Nats fans -- Mark Buehrle was a lump of coal.
Santa Rizzo instead has put Gio Gonzalez and his live arm under your tree.
And just like that, the Nationals have arguably the best combination of youth and talent in the first three spots of their pitching rotation in the National League East -- Gonzalez, Stephen Strasburg and Jordan Zimmermann.
The Phillies, with Roy Halladay, Cliff Lee and Cole Hamels, are still the defending champions. But their combined age is 94. Strasburg, Zimmermann and Gonzalez add up to a total of 74 years and a long time headache for opposing NL hitters.
Gonzalez has bounced around, primarily because of his value. Drafted in the first round in 2005 by the Chicago White Sox, Gonzalez was traded that year, along with Aaron Rowand, to the Phillies for Jim Thome.

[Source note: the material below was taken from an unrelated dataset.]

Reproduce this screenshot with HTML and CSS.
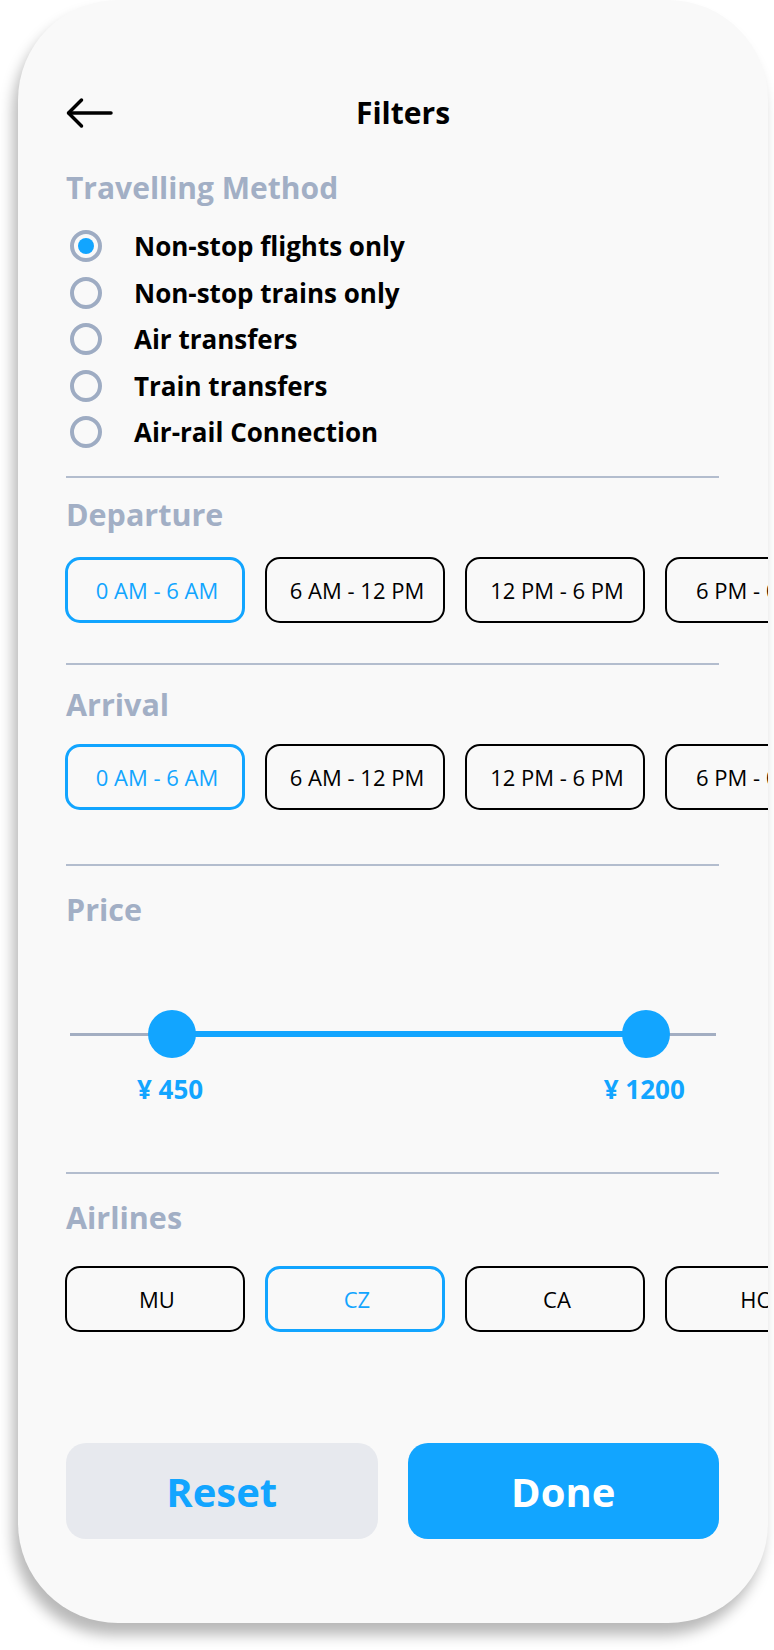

Baseball America ranked him as the Phillies No. 2 pitching prospect -- behind Hamels. But in 2006, he was dealt back to Chicago with Gavin Floyd for veteran starter Freddy Garcia.
Two years later, the top pitching prospect in the White Sox organization was traded to Oakland, along with fellow minor leaguers Fautino De Los Santos and Ryan Sweeney for Nick Swisher.
Gonzalez finally got his major league opportunity in Oakland and made the most of it, going 15-9 in 2010 and last year finishing with a 16-12 record, 3.12 ERA, 197 strikeouts and a place on the American League All-Star team.
He is the goods.
The Nationals traded four young players, some or all could be the goods -- pitchers Brad Peacock, A.J. Cole and Tom Milone and catcher Derek Norris.
It's a hefty price tag of potential -- particularly the highly touted Peacock and Cole. But prospects can serve several purposes -- to bring up to your squad or to deal someplace else for proven talent, particularly at a time when you are ready to compete.
It is a gutsy move by Rizzo because prospects also serve another purpose in baseball -- job security for general managers. The promise of a prospect becoming a major league player buys time for general managers.
Rizzo moved up the clock to now.
They will still try to work a deal for a center fielder, which should be a priority, because any plan for Jayson Werth to be the center fielder flies in the face of a team like the Nationals built on strong pitching -- pitching that just got a lot stronger.